We believe that the Court misunderstood the harm of such a law: “Don’t Say Gay or Trans,” whether it is enforced or not, creates an environment where students and school employees stay silent on LGBTQ+ issues. Silence on LGBTQ+ issues is inherently harmful – if students feel unable to speak up about their experiences, serious problems like homophobic and transphobic bullying can, and will, continue freely. NCLR is currently pursuing an appeal in the 11th Circuit.
It may be that under the exact text of HB 1557, I am able to speak at my high school. The text of another bill, HB 1069 – expanding the “Don’t Say Gay or Trans” law – bans all “classroom instruction” on sexual orientation and gender identity through grade 8 and requires the lesson to be “age-appropriate” for grades 9-12. The law applies to teachers and “third parties” providing this instruction.

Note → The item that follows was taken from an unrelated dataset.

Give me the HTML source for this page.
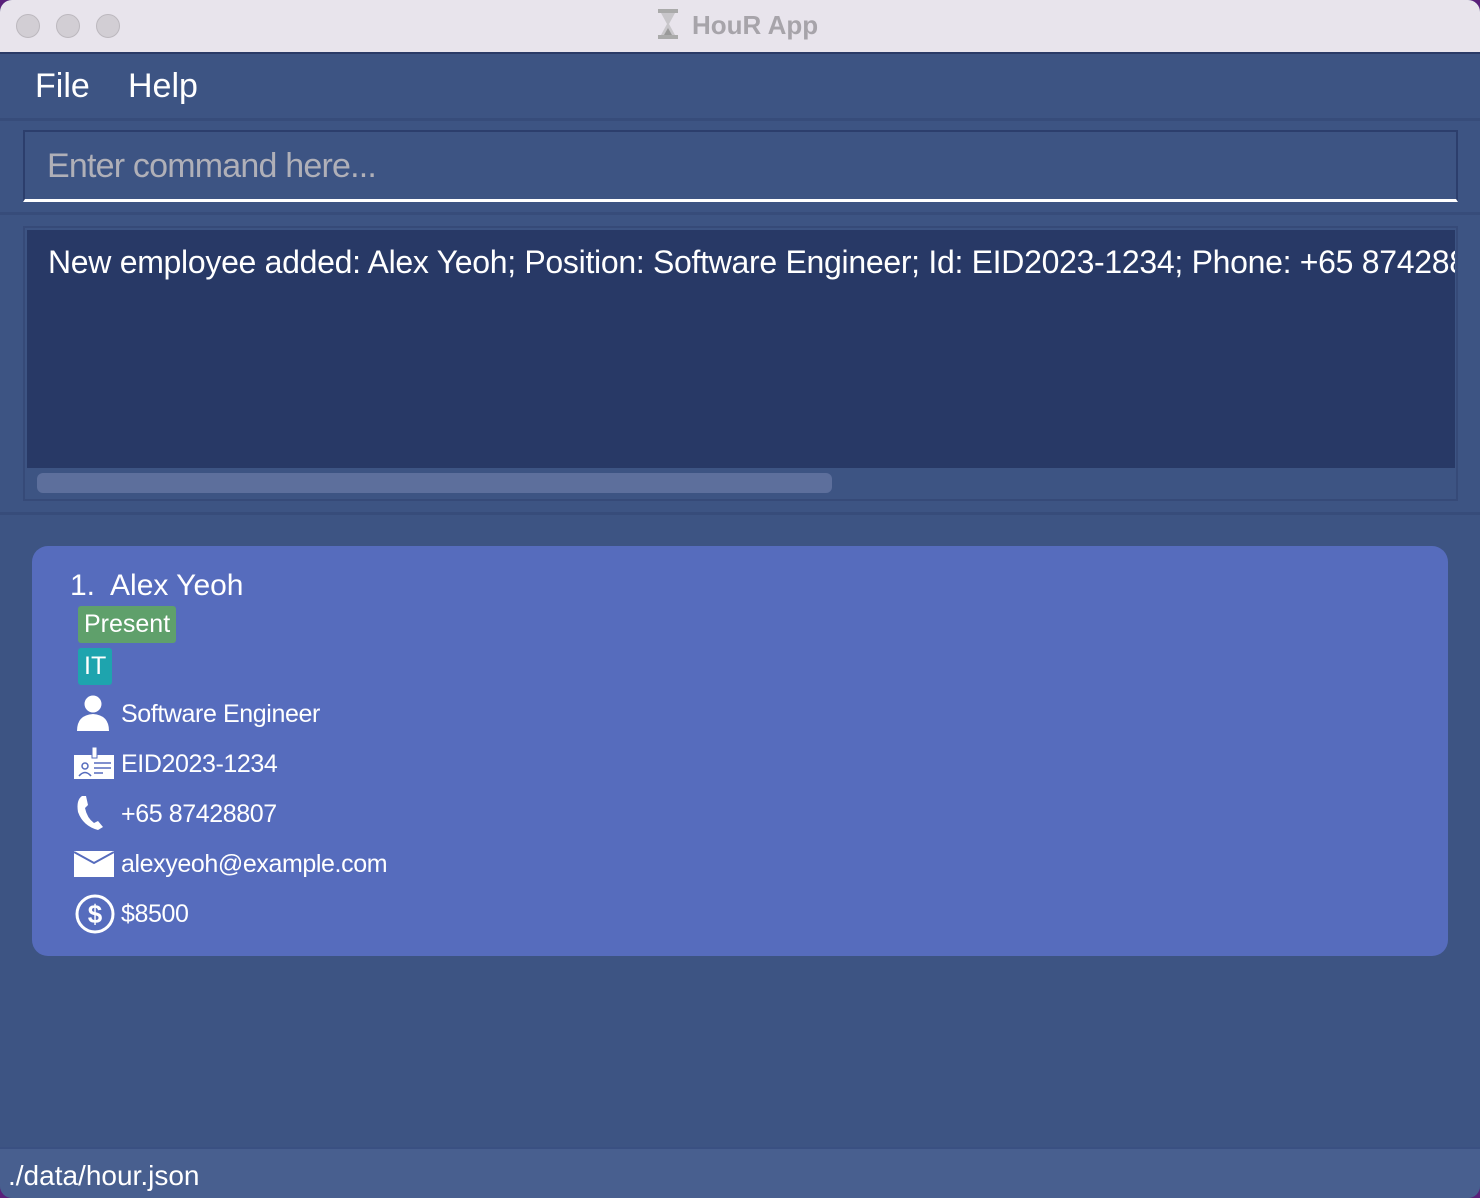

The Florida Department of Education’s rule (6A-10.081) is even stricter: Florida educators “[s]hall not intentionally provide classroom instruction to students in grades 4 through 12 on sexual orientation or gender identity unless such instruction is either expressly required by state academic standards…or is part of a reproductive health course or health lesson for which a student’s parent has the option to have his or her student not attend.” Does bringing in a speaker count as “classroom instruction” under this law?
Maybe I could speak under these rules. Maybe if I spoke after school, if attendance was not mandatory, and if parents signed a waiver. Maybe if I censored myself and spoke only about law school in general terms, without mentioning my fiancée (a woman) or where I work now (the National Center for Lesbian Rights) or what my long-term goals are (to advocate for LGBTQ+ youth). But I am not willing to censor myself, and I am not willing to potentially put the school in legal jeopardy by opening it up to litigation from angry parents.
It would have meant the world to me to meet an LGBTQ adult when I was isolated and confused in high school. I graduated in 2015, a few weeks before Obergefell v. Hodges made same-sex marriage legal across the country. When I left the South, I took comfort in the fact that LGBTQ acceptance was becoming a reality for younger queer people.
S.S., one of the anonymous student plaintiffs in M.A. v. Florida Board of Education, is a high school student in Florida. Like me, she is an International Baccalaureate student. She came out into a supportive family and school environment before the Florida legislature passed “Don’t Say Gay or Trans.”
I wish for every child to have such an uneventful coming out experience, but “Don’t Say Gay or Trans” has changed it for the worse. Shortly after the law was passed, S.S. experienced and witnessed censorship in her school. Florida is trying to turn back the clock. “Don’t Say Gay or Trans” makes queer futures unimaginable for the youngest members of my community.
Because of Florida’s crusade against queer and trans people, I cannot be the role model I needed when I was young.